• _Problem requirements_
What follows is a set of entries. Repeat them exactly, but not their pictures.

• _Supplied material_
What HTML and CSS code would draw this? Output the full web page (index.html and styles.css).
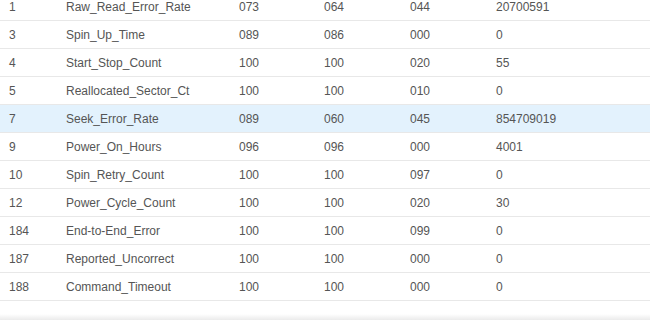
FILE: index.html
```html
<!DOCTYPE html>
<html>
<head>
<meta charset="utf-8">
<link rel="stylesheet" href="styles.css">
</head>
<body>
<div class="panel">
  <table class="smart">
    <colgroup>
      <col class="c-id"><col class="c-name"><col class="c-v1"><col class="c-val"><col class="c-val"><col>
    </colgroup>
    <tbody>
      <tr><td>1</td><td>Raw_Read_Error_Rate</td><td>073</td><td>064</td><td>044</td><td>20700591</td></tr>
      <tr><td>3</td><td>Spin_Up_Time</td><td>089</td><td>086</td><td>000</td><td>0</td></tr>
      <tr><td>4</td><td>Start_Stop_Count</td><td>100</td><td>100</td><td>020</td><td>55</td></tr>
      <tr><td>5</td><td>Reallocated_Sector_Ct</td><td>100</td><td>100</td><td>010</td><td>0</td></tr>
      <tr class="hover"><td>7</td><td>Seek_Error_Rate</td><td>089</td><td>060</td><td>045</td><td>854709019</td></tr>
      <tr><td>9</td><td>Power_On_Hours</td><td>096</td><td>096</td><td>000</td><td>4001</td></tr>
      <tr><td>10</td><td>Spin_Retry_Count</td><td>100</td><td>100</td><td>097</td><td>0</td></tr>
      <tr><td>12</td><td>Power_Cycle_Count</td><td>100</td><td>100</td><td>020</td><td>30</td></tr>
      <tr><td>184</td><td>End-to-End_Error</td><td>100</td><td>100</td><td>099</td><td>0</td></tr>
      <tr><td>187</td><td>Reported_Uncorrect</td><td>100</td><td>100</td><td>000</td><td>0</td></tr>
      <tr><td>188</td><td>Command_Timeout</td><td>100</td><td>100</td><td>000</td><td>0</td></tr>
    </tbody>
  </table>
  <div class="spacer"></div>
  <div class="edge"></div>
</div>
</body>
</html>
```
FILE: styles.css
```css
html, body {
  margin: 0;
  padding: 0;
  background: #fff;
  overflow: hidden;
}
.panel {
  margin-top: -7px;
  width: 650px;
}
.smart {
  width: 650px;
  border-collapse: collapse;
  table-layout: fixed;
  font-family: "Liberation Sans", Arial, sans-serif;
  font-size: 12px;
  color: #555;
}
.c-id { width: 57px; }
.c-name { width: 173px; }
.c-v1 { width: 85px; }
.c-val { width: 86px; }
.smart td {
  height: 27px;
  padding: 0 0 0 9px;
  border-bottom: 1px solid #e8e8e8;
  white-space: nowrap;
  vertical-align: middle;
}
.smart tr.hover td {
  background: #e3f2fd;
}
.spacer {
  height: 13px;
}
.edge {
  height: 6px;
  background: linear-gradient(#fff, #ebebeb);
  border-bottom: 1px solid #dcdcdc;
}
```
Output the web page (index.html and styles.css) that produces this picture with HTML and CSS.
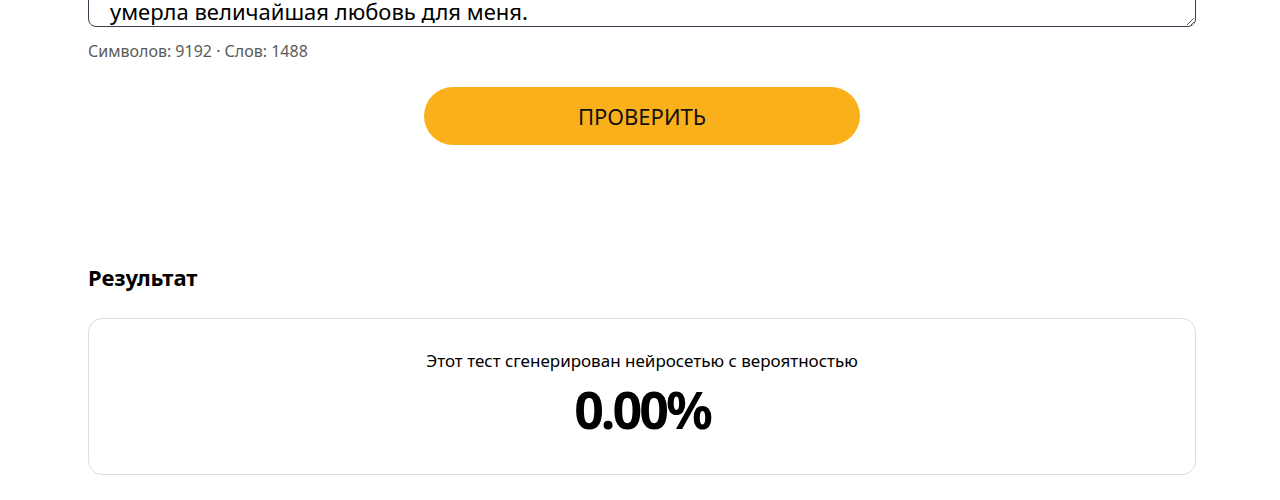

• _Response below_
What HTML and CSS code would draw this? Output the full web page (index.html and styles.css).
FILE: index.html
```html
<!DOCTYPE html>
<html>
<head>
<meta charset="utf-8">
<link rel="stylesheet" href="styles.css">
</head>
<body>
<div class="panel">
  <table class="smart">
    <colgroup>
      <col class="c-id"><col class="c-name"><col class="c-v1"><col class="c-val"><col class="c-val"><col>
    </colgroup>
    <tbody>
      <tr><td>1</td><td>Raw_Read_Error_Rate</td><td>073</td><td>064</td><td>044</td><td>20700591</td></tr>
      <tr><td>3</td><td>Spin_Up_Time</td><td>089</td><td>086</td><td>000</td><td>0</td></tr>
      <tr><td>4</td><td>Start_Stop_Count</td><td>100</td><td>100</td><td>020</td><td>55</td></tr>
      <tr><td>5</td><td>Reallocated_Sector_Ct</td><td>100</td><td>100</td><td>010</td><td>0</td></tr>
      <tr class="hover"><td>7</td><td>Seek_Error_Rate</td><td>089</td><td>060</td><td>045</td><td>854709019</td></tr>
      <tr><td>9</td><td>Power_On_Hours</td><td>096</td><td>096</td><td>000</td><td>4001</td></tr>
      <tr><td>10</td><td>Spin_Retry_Count</td><td>100</td><td>100</td><td>097</td><td>0</td></tr>
      <tr><td>12</td><td>Power_Cycle_Count</td><td>100</td><td>100</td><td>020</td><td>30</td></tr>
      <tr><td>184</td><td>End-to-End_Error</td><td>100</td><td>100</td><td>099</td><td>0</td></tr>
      <tr><td>187</td><td>Reported_Uncorrect</td><td>100</td><td>100</td><td>000</td><td>0</td></tr>
      <tr><td>188</td><td>Command_Timeout</td><td>100</td><td>100</td><td>000</td><td>0</td></tr>
    </tbody>
  </table>
  <div class="spacer"></div>
  <div class="edge"></div>
</div>
</body>
</html>
```
FILE: styles.css
```css
html, body {
  margin: 0;
  padding: 0;
  background: #fff;
  overflow: hidden;
}
.panel {
  margin-top: -7px;
  width: 650px;
}
.smart {
  width: 650px;
  border-collapse: collapse;
  table-layout: fixed;
  font-family: "Liberation Sans", Arial, sans-serif;
  font-size: 12px;
  color: #555;
}
.c-id { width: 57px; }
.c-name { width: 173px; }
.c-v1 { width: 85px; }
.c-val { width: 86px; }
.smart td {
  height: 27px;
  padding: 0 0 0 9px;
  border-bottom: 1px solid #e8e8e8;
  white-space: nowrap;
  vertical-align: middle;
}
.smart tr.hover td {
  background: #e3f2fd;
}
.spacer {
  height: 13px;
}
.edge {
  height: 6px;
  background: linear-gradient(#fff, #ebebeb);
  border-bottom: 1px solid #dcdcdc;
}
```
Output the web page (index.html and styles.css) that produces this picture with HTML and CSS.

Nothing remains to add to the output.